+++ Records

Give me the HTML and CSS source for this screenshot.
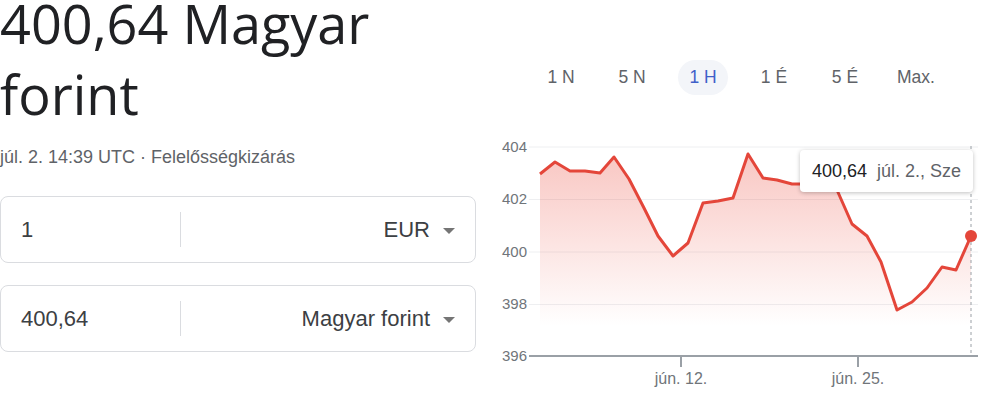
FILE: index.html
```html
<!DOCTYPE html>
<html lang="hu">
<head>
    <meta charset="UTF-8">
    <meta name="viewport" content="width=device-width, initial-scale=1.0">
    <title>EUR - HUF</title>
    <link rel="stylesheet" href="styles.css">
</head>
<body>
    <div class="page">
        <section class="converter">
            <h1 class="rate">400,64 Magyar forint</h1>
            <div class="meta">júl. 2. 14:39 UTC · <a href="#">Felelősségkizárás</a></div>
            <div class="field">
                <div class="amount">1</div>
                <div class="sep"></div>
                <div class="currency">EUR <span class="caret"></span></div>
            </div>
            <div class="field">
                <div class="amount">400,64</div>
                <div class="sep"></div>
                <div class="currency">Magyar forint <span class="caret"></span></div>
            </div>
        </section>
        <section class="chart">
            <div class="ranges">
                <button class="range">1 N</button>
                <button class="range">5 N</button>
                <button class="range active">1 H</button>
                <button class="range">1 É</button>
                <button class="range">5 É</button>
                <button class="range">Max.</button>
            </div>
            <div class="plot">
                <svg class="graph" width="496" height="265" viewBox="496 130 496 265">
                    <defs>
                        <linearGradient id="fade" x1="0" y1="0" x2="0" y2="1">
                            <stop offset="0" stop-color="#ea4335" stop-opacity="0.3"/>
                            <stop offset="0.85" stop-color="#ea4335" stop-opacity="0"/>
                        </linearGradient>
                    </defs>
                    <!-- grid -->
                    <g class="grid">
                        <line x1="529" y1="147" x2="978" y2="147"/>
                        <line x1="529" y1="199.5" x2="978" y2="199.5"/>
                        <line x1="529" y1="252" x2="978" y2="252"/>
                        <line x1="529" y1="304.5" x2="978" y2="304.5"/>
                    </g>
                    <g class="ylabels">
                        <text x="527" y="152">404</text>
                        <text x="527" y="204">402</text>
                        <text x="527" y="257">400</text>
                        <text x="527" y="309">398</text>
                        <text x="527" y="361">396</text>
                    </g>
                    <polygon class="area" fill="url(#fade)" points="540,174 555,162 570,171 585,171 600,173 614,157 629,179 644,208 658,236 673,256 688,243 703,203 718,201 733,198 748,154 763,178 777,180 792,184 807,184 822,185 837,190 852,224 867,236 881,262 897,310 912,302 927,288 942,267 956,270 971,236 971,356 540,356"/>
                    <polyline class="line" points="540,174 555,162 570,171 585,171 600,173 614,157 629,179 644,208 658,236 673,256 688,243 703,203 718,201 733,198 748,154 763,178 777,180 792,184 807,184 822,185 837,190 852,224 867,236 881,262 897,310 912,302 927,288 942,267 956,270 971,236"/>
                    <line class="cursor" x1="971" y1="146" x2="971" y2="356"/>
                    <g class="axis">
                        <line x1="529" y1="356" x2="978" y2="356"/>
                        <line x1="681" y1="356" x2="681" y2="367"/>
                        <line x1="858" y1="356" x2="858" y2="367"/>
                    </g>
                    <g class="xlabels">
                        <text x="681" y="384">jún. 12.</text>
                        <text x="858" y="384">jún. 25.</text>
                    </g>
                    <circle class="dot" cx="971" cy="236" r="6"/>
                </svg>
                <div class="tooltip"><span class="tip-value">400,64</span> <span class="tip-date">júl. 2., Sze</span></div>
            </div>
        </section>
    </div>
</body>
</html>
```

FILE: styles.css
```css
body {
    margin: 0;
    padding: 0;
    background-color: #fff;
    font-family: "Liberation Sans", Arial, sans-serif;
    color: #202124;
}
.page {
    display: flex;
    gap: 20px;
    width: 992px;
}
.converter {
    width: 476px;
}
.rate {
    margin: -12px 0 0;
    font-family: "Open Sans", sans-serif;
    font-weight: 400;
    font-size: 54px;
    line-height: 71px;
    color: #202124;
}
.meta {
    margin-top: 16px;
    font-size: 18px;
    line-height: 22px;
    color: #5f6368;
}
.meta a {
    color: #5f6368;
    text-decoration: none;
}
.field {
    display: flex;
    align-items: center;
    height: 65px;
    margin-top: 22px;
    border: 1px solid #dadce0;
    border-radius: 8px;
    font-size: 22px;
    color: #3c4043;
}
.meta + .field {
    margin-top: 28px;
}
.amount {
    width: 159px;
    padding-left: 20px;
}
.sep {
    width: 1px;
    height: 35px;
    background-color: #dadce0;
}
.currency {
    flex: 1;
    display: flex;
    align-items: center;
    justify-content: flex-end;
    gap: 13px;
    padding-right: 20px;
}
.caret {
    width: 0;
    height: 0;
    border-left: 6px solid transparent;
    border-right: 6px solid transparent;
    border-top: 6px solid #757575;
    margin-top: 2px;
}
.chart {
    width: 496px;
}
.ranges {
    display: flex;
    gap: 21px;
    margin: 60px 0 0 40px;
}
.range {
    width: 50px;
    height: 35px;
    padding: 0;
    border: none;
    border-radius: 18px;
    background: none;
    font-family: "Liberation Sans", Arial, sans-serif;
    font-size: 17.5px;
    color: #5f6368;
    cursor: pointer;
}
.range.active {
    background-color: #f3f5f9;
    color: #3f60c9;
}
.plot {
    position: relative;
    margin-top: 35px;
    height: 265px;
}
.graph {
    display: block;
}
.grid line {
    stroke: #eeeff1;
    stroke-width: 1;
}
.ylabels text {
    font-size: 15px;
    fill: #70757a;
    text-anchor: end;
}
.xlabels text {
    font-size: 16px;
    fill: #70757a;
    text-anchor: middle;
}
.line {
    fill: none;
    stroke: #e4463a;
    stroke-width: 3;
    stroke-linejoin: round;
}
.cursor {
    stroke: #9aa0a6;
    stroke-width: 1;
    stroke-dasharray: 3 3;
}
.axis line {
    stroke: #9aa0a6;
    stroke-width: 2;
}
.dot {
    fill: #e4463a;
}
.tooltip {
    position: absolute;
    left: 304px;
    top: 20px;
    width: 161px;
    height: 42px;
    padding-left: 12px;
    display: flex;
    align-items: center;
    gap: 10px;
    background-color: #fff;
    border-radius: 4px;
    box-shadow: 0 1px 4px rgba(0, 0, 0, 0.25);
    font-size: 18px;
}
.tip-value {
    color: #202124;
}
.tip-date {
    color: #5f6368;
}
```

++++++
+++ Records

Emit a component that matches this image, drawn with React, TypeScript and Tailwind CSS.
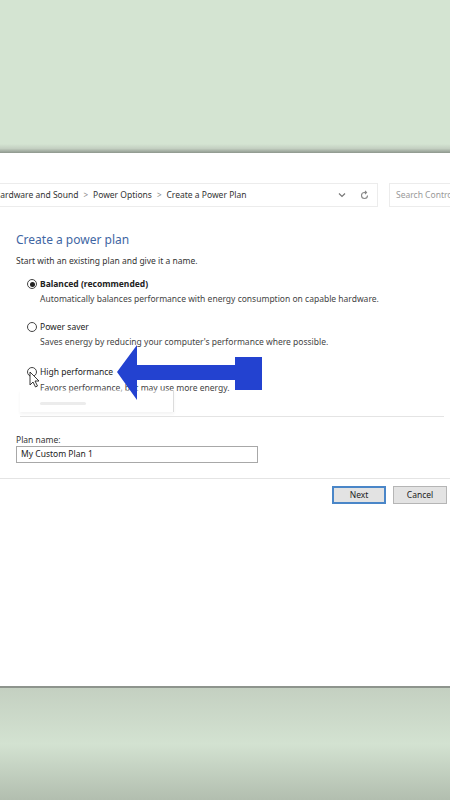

++++++

**Goal of the exercise:** What is the number of lines in the data that hold the word "this"? Reply with that number and nothing else.

**Full response:** 2